Abele issued 25 vetoes on the Board's budget proposal, which he said would have meant the biggest savings to county taxpayers since 1994.
The veto with the greatest impact on taxpayers was a nearly $3.7 million investment in county employee flex spending accounts. There was no debate among the supervisors, but employees sat with signs in silent protest.
"In one move, just in that veto, it took away a tax cut. They put in a tax raise and what did taxpayers get for that? Nothing, except higher taxes," Abele said.
The other big vote was on Abele's plan to turn over the policing of Milwaukee County parks to municipalities, like MPD versus the Milwaukee County Sheriff's Office. Abele said this plan would save the county about $1.5, but supervisors worried about safety and tax fairness, and said they promised to hold Milwaukee County Sheriff's David Clarke accountable.
"I just did not get from the numbers, from the percentage of parks, etc. how this was a good proposal," Supervisor Patricia Jursik said.
"That's a horrible precedent for us to do -- to collect suburban tax dollars and give it to the biggest city that we have," Supervisor Steve Taylor said.
"Is this something that we should be looking at in the future? I think for most of us, the answer to that is -- it depends on what the Sheriff does with that this year," Supervisor Peggy Romo-West said.
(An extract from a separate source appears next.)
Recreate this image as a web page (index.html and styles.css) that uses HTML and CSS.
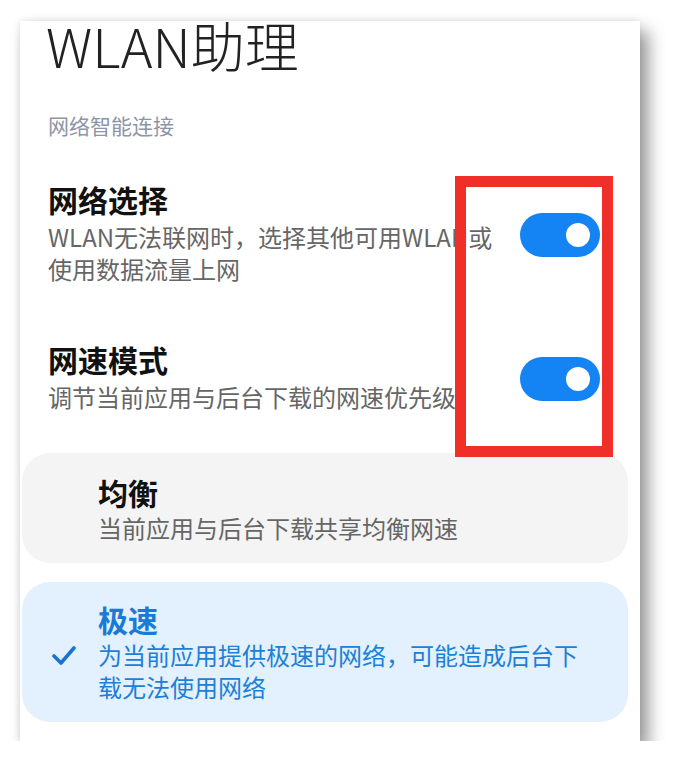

"For the supervisors to say independently all these people, all the mayors, all the budget people who actually looked at the details -- they're all wrong and we are right, this seems a bit of a stretch," Abele said.
In a statement, Abele said: “My vetoes struck a number of strong compromises with Supervisors while lowering the property tax rate. It’s a shame the Board decided to throw that all away and continued their attack on me and taxpayers. As I’ve said all along, the Board should vet my proposed budget, but the undisciplined decisions they made today are putting Milwaukee County on a dangerous fiscal path.”
As a result of these overrides, the county tax levy will go up by around $3 million, instead of going down by $2.4 million.
Meanwhile, Abele said he's still committed to his parks plan, and some supervisors seemed to leave the door open to the idea in the future.